GTX 1080 Ti 'Hybrid' Benchmarks: Removing the Thermal Limit

By Published March 16, 2017 at 10:45 am

 

GTX 1080 Ti Hybrid Thermal Results – Liquid Cooling vs. Founders Edition

This first chart has a lot going on, so let’s break it down one line at a time.

The lines in the top half of the legend represent the Ti Founders Edition card, with the green line representing GPU diode temperature for the Ti FE. That line, conveniently, sits right at the GTX 1080 Ti’s thermal limit point: 84C. The card tries hard to disallow temperature to increase beyond this point, and does so by limiting the clock and increasing the fan (along a curve/lookup table). The fan speed curve seems to peak around 50% unless under duress, and so clock limiting kicks in to keep thermals under control. This means that we’ll see more sporadic frequency fluctuation when plotting the 1080 Ti FE over time, given its against-the-limits modus operandi.  

Under stock conditions, the card will not allow the frequency to boost to a point of exceeding 84C. Temperature rubber bands between 84-85C, dragging frequency in tow. Looking at the GN Hybrid variant, we’re hovering around 45C. This gives us a ~40C reduction in hard temperature vs. FE, from which stems additional thermal headroom for boosting. The big question here is whether removing the vapor chamber and heatsink has negatively impacted the FET cooling in any significant way, as we haven’t previously been able to perform this testing. The card still has a thick aluminum baseplate mounted to the PCB, and we’re still using the VRM blower fan, but modifying the cooling design could impact those temperatures. Airflow is significantly changed with this mod (can’t exactly funnel air through a pump block).

gtx-1080ti-hybrid-vs-fe

In short, the answer to “does FET temperature increase?” is “no.” The big cluster of lines in the 65-70C range represents the FET2 and FET7 temperatures for both revisions of the Ti card. There is no significant difference. For the FETs we monitored, it is fair and accurate to say that the temperature is effectively equal to the Founders Edition card. The fact that they’re illegibly clustered in one spot mostly establishes this fact. Even if there were an increase, it’d have to be substantial to cause any concern. VRM components can take a serious beating (125-150C in most cases) and, although we want to avoid derating and efficiency loss, adding a few degrees won’t hurt anything. This doesn’t even do that, really; the VRM fan (at 22%) and baseplate appear to be enough to handle the FETs. We’ve reduced fan speed overall (~30% for the blower) and removed the vapor chamber cooler, but have added a CLC. This allows GPU diode temperature to plummet, doesn’t significantly impact FET temperature, and reduces blower fan noise. Granted, we do gain noise in the form of a 120mm radiator fan.
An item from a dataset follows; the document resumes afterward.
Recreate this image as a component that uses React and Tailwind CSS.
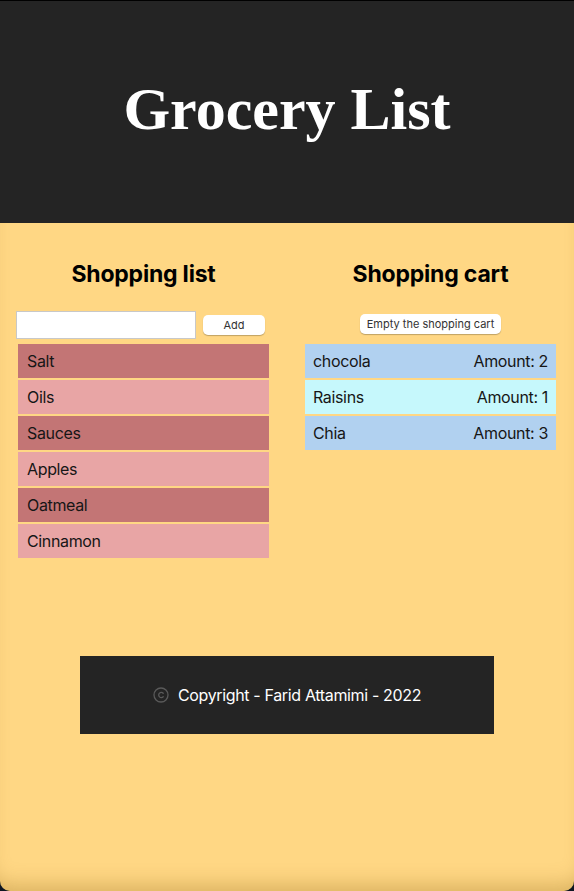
import React, { useState } from 'react';

const initialItems = ['Salt', 'Oils', 'Sauces', 'Apples', 'Oatmeal', 'Cinnamon'];

const initialCart = [
  { name: 'chocola', amount: 2 },
  { name: 'Raisins', amount: 1 },
  { name: 'Chia', amount: 3 },
];

const CopyrightIcon = () => (
  <svg width="16" height="16" viewBox="0 0 16 16" fill="none" stroke="#5a5a5a" strokeWidth="1.3">
    <circle cx="8" cy="8" r="7" />
    <path d="M10.2 6.2a2.6 2.6 0 1 0 0 3.6" strokeLinecap="round" />
  </svg>
);

const App = () => {
  const [items, setItems] = useState(initialItems);
  const [cart, setCart] = useState(initialCart);
  const [text, setText] = useState('');

  const handleAdd = () => {
    if (!text.trim()) return;
    setItems([...items, text.trim()]);
    setText('');
  };

  return (
    <div className="h-[891px] bg-[#0d1622] font-['Inter','Noto_Sans',sans-serif]">
      <div className="flex h-full flex-col overflow-hidden rounded-b-[10px] bg-[#ffd784] shadow-[inset_0_-18px_20px_-12px_rgba(150,110,30,0.35)]">
        <header className="flex h-[223px] shrink-0 items-center justify-center border-t border-black bg-[#242424]">
          <h1 className="mt-[-6px] font-['Liberation_Serif','Times_New_Roman',serif] text-[60px] font-bold text-white">
            Grocery List
          </h1>
        </header>

        <main className="grid grid-cols-2">
          <section className="flex flex-col items-center">
            <h2 className="mt-[36px] text-[23px] font-bold leading-[30px] tracking-[-0.2px] text-black">Shopping list</h2>
            <div className="mt-[22px] flex w-full items-center pl-[16px]">
              <input
                value={text}
                onChange={e => setText(e.target.value)}
                className="h-[28px] w-[180px] border border-[#c8c8c8] bg-white px-1 text-sm outline-none"
              />
              <button
                onClick={handleAdd}
                className="ml-[7px] h-[20px] w-[62px] rounded-[5px] bg-white text-[11px] text-[#333] shadow-[0_1px_1px_rgba(0,0,0,0.25)]"
              >
                Add
              </button>
            </div>
            <ul className="mt-[5px] flex w-[251px] flex-col gap-[2px]">
              {items.map((item, i) => (
                <li
                  key={item + i}
                  className={`flex h-[34px] items-center px-[9px] text-[16px] tracking-[-0.35px] text-[#161616] ${i % 2 === 0 ? 'bg-[#c37575]' : 'bg-[#e8a5a5]'}`}
                >
                  {item}
                </li>
              ))}
            </ul>
          </section>

          <section className="flex flex-col items-center">
            <h2 className="mt-[36px] text-[23px] font-bold leading-[30px] tracking-[-0.2px] text-black">Shopping cart</h2>
            <button
              onClick={() => setCart([])}
              className="mt-[25px] h-[20px] w-[141px] rounded-[5px] bg-white text-[11px] text-[#333] shadow-[0_1px_1px_rgba(0,0,0,0.25)]"
            >
              Empty the shopping cart
            </button>
            <ul className="mt-[10px] flex w-[251px] flex-col gap-[2px]">
              {cart.map((c, i) => (
                <li
                  key={c.name}
                  className={`flex h-[34px] items-center justify-between px-[8px] text-[16px] tracking-[-0.35px] text-[#161616] ${i % 2 === 0 ? 'bg-[#b1d1f0]' : 'bg-[#c6f8fc]'}`}
                >
                  <span>{c.name}</span>
                  <span>Amount: {c.amount}</span>
                </li>
              ))}
            </ul>
          </section>
        </main>

        <footer className="mx-auto mt-[98px] flex h-[78px] w-[414px] items-center justify-center gap-[9px] bg-[#242424] text-[16px] tracking-[-0.35px] text-white">
          <CopyrightIcon />
          <span>Copyright - Farid Attamimi - 2022</span>
        </footer>
      </div>
    </div>
  );
};

export default App;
GTX 1080 Ti Hybrid Clock vs. Temperature & Time

Here’s the 1080 Ti FE clock vs. temperature & time chart, as a refresher:

gtx-1080-ti-clock-v-temp

As for the impact on thermals versus clock, the above data allowed us to hypothesize that the clock-rate should be flatter and less sporadic in its fluctuations when under liquid. This conclusion can be formed just by looking at the frequency resultant of our 80% fan speed, where greater performance was siphoned at the cost of increased noise.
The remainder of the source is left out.